- WHAT IS NEEDED -
Exact reproduction of the data is required, with images excluded.

<<<<

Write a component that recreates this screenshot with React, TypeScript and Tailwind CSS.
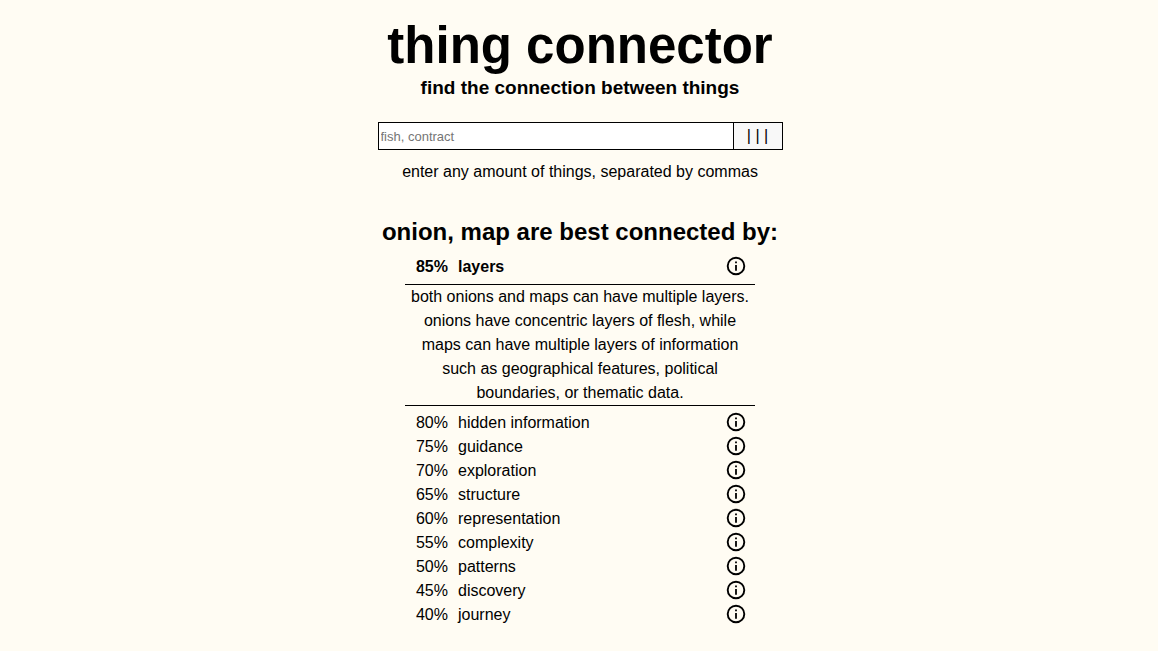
import { useState } from "react";

type Connection = { score: number; label: string; detail: string };

const connections: Connection[] = [
  {
    score: 85,
    label: "layers",
    detail:
      "both onions and maps can have multiple layers. onions have concentric layers of flesh, while maps can have multiple layers of information such as geographical features, political boundaries, or thematic data.",
  },
  { score: 80, label: "hidden information", detail: "both conceal information beneath the surface." },
  { score: 75, label: "guidance", detail: "both can guide you along the way." },
  { score: 70, label: "exploration", detail: "both invite exploration." },
  { score: 65, label: "structure", detail: "both have an organised structure." },
  { score: 60, label: "representation", detail: "both can represent something larger." },
  { score: 55, label: "complexity", detail: "both are more complex than they look." },
  { score: 50, label: "patterns", detail: "both show recurring patterns." },
  { score: 45, label: "discovery", detail: "both lead to discovery." },
  { score: 40, label: "journey", detail: "both can be part of a journey." },
];

function InfoIcon() {
  return (
    <svg viewBox="0 0 24 24" className="size-6" aria-hidden="true">
      <circle cx="12" cy="11" r="8.3" fill="none" stroke="#000" strokeWidth="1.9" />
      <path d="M12 10v5.7M12 6.4v1.8" stroke="#000" strokeWidth="1.8" />
    </svg>
  );
}

export default function App() {
  const [things, setThings] = useState("");
  const [open, setOpen] = useState(0);

  return (
    <main className="flex min-h-screen flex-col items-center bg-[#fffcf3] pt-4 pr-4 pl-[18px] font-['Liberation_Sans',Arial,sans-serif] text-base text-black">
      <h1 className="text-center text-[51px] leading-[60px] font-bold">thing connector</h1>
      <h2 className="text-center text-[19px] leading-6 font-bold">find the connection between things</h2>
      <form className="mt-[22px] flex h-7 w-full max-w-[405px]" onSubmit={(e) => e.preventDefault()}>
        <input
          type="text"
          aria-label="things to connect"
          value={things}
          onChange={(e) => setThings(e.target.value)}
          placeholder="fish, contract"
          className="min-w-0 flex-1 border border-black bg-white px-0.5 pt-px text-[13px] placeholder:text-[#757575]"
        />
        <button type="submit" aria-label="connect" className="w-[49px] border border-l-0 border-black bg-[#f8f8f8]">
          | | |
        </button>
      </form>
      <p className="mt-[10px] text-center leading-6">enter any amount of things, separated by commas</p>
      <h2 className="mt-[30px] text-center text-2xl leading-9 font-bold">onion, map are best connected by:</h2>
      <ul className="mt-[5px] w-full max-w-[350px]">
        {connections.map((item, i) => (
          <li key={item.label}>
            <div className={i === 0 ? "flex font-bold" : "flex"}>
              <span className="w-[43px] text-right">{item.score}%</span>
              <span className="ml-[10px] flex-1">{item.label}</span>
              <button
                type="button"
                aria-label={`about ${item.label}`}
                aria-expanded={open === i}
                onClick={() => setOpen(open === i ? -1 : i)}
                className="mr-[7px] size-6"
              >
                <InfoIcon />
              </button>
            </div>
            {open === i && (
              <p className="my-[5px] border-y border-black px-1 text-center">{item.detail}</p>
            )}
          </li>
        ))}
      </ul>
    </main>
  );
}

>>>>

- TASK RESULT -
Write a component that recreates this screenshot with React, TypeScript and Tailwind CSS.
import { useState } from "react";

type Connection = { score: number; label: string; detail: string };

const connections: Connection[] = [
  {
    score: 85,
    label: "layers",
    detail:
      "both onions and maps can have multiple layers. onions have concentric layers of flesh, while maps can have multiple layers of information such as geographical features, political boundaries, or thematic data.",
  },
  { score: 80, label: "hidden information", detail: "both conceal information beneath the surface." },
  { score: 75, label: "guidance", detail: "both can guide you along the way." },
  { score: 70, label: "exploration", detail: "both invite exploration." },
  { score: 65, label: "structure", detail: "both have an organised structure." },
  { score: 60, label: "representation", detail: "both can represent something larger." },
  { score: 55, label: "complexity", detail: "both are more complex than they look." },
  { score: 50, label: "patterns", detail: "both show recurring patterns." },
  { score: 45, label: "discovery", detail: "both lead to discovery." },
  { score: 40, label: "journey", detail: "both can be part of a journey." },
];

function InfoIcon() {
  return (
    <svg viewBox="0 0 24 24" className="size-6" aria-hidden="true">
      <circle cx="12" cy="11" r="8.3" fill="none" stroke="#000" strokeWidth="1.9" />
      <path d="M12 10v5.7M12 6.4v1.8" stroke="#000" strokeWidth="1.8" />
    </svg>
  );
}

export default function App() {
  const [things, setThings] = useState("");
  const [open, setOpen] = useState(0);

  return (
    <main className="flex min-h-screen flex-col items-center bg-[#fffcf3] pt-4 pr-4 pl-[18px] font-['Liberation_Sans',Arial,sans-serif] text-base text-black">
      <h1 className="text-center text-[51px] leading-[60px] font-bold">thing connector</h1>
      <h2 className="text-center text-[19px] leading-6 font-bold">find the connection between things</h2>
      <form className="mt-[22px] flex h-7 w-full max-w-[405px]" onSubmit={(e) => e.preventDefault()}>
        <input
          type="text"
          aria-label="things to connect"
          value={things}
          onChange={(e) => setThings(e.target.value)}
          placeholder="fish, contract"
          className="min-w-0 flex-1 border border-black bg-white px-0.5 pt-px text-[13px] placeholder:text-[#757575]"
        />
        <button type="submit" aria-label="connect" className="w-[49px] border border-l-0 border-black bg-[#f8f8f8]">
          | | |
        </button>
      </form>
      <p className="mt-[10px] text-center leading-6">enter any amount of things, separated by commas</p>
      <h2 className="mt-[30px] text-center text-2xl leading-9 font-bold">onion, map are best connected by:</h2>
      <ul className="mt-[5px] w-full max-w-[350px]">
        {connections.map((item, i) => (
          <li key={item.label}>
            <div className={i === 0 ? "flex font-bold" : "flex"}>
              <span className="w-[43px] text-right">{item.score}%</span>
              <span className="ml-[10px] flex-1">{item.label}</span>
              <button
                type="button"
                aria-label={`about ${item.label}`}
                aria-expanded={open === i}
                onClick={() => setOpen(open === i ? -1 : i)}
                className="mr-[7px] size-6"
              >
                <InfoIcon />
              </button>
            </div>
            {open === i && (
              <p className="my-[5px] border-y border-black px-1 text-center">{item.detail}</p>
            )}
          </li>
        ))}
      </ul>
    </main>
  );
}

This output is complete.